The Umov effect for single irregularly shaped particles with sizes comparable with wavelength

Abstract

The Umov effect manifests itself as an inverse correlation between the linear polarization maximum of an object’s scattered light Pmax and its geometric albedo A. This effect is observed for the Moon, Mercury and Mars, and there are data suggesting this effect is valid for asteroids. The Umov effect is due to the contribution of interparticle multiple scattering that increases albedo and decreases polarization. We here study if the Umov effect can be extended to the case of single irregularly shaped particles with sizes comparable with the wavelength.

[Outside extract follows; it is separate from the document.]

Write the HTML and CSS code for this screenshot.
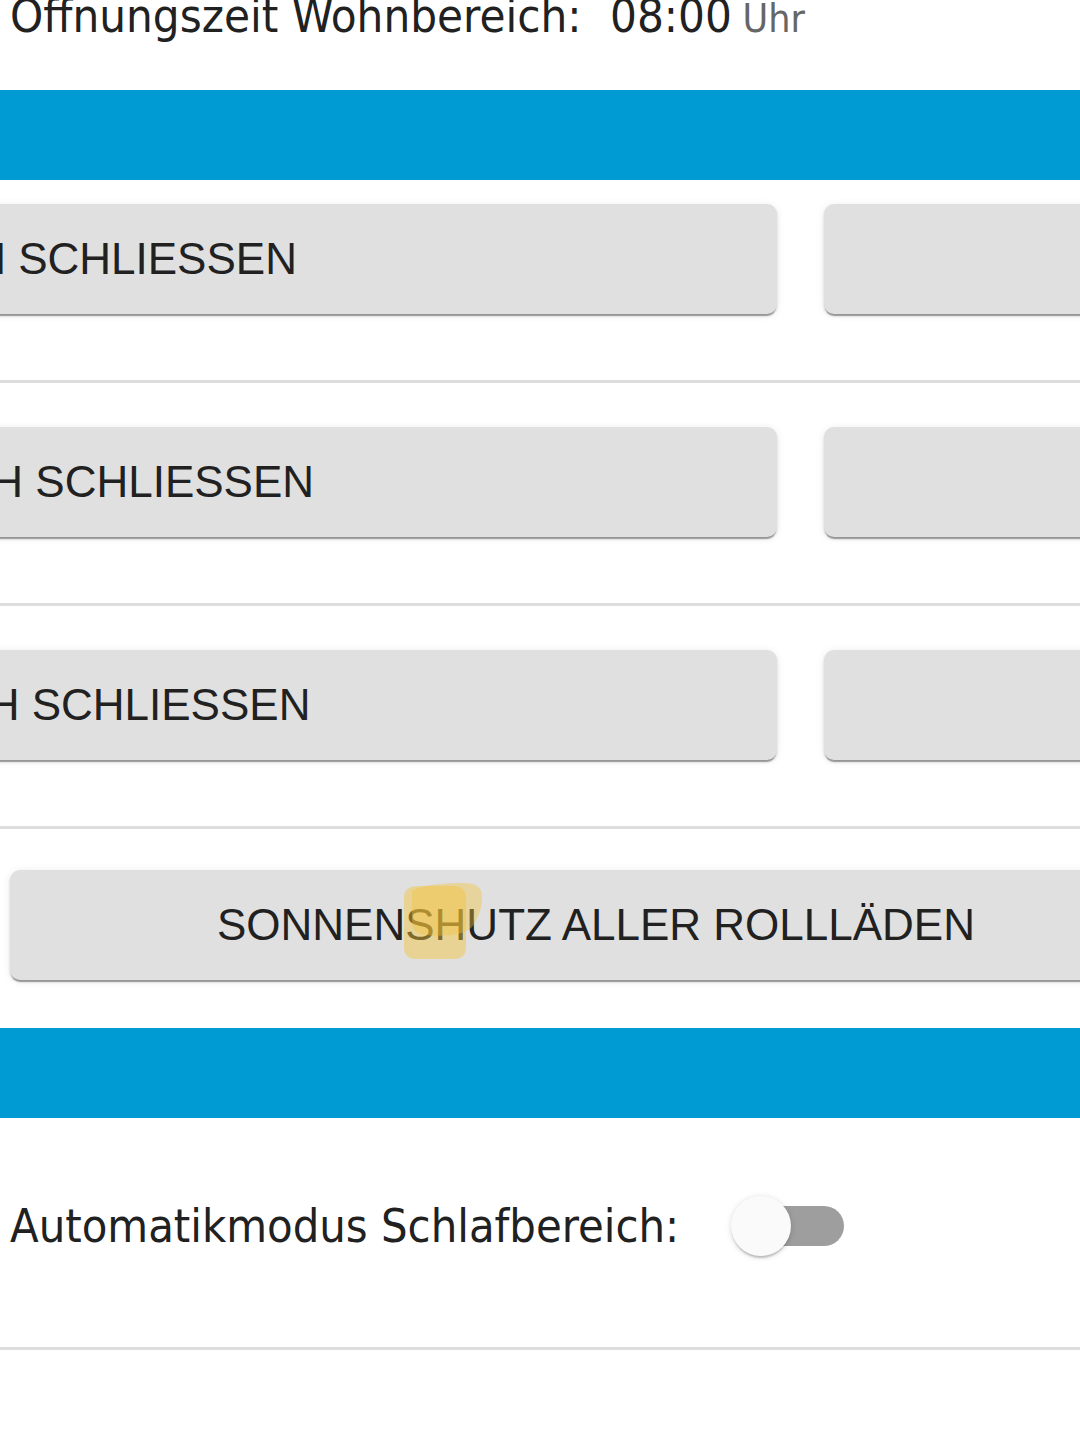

This, in particular, is important for cometary dust polarimetry. We show the Umov effect being valid for weakly absorbing irregular particles (Im(m)⩽0.02) almost through the entire range of size parameters x considered. Highly absorbing particles (Im(m)>0.02) follow the Umov effect only if x exceeds 14. In the case of weakly absorbing particles, the inverse correlation is essentially non-linear, which is caused by the contribution of particles with small x. However, averaging over many different types of irregularly shaped particles could make it significantly more linear. The size averaging does not change qualitatively the diagram log(Pmax)–log(A) for weakly absorbing particles. For single irregular particles whose sizes are comparable with wavelength, there is no reliable correlation between the slope of the polarization curve h near the inversion phase angle and geometric albedo A. Using the extended Umov Law, we estimate the geometric albedo of dust particles forming cometary circumnuclear haloes A=0.1−0.2, which is a few times larger than the average geometric albedo over the entire comae. Note that, using the obtained values for A of cometary particles, one can derive their number density in circumnuclear haloes from photometric observations.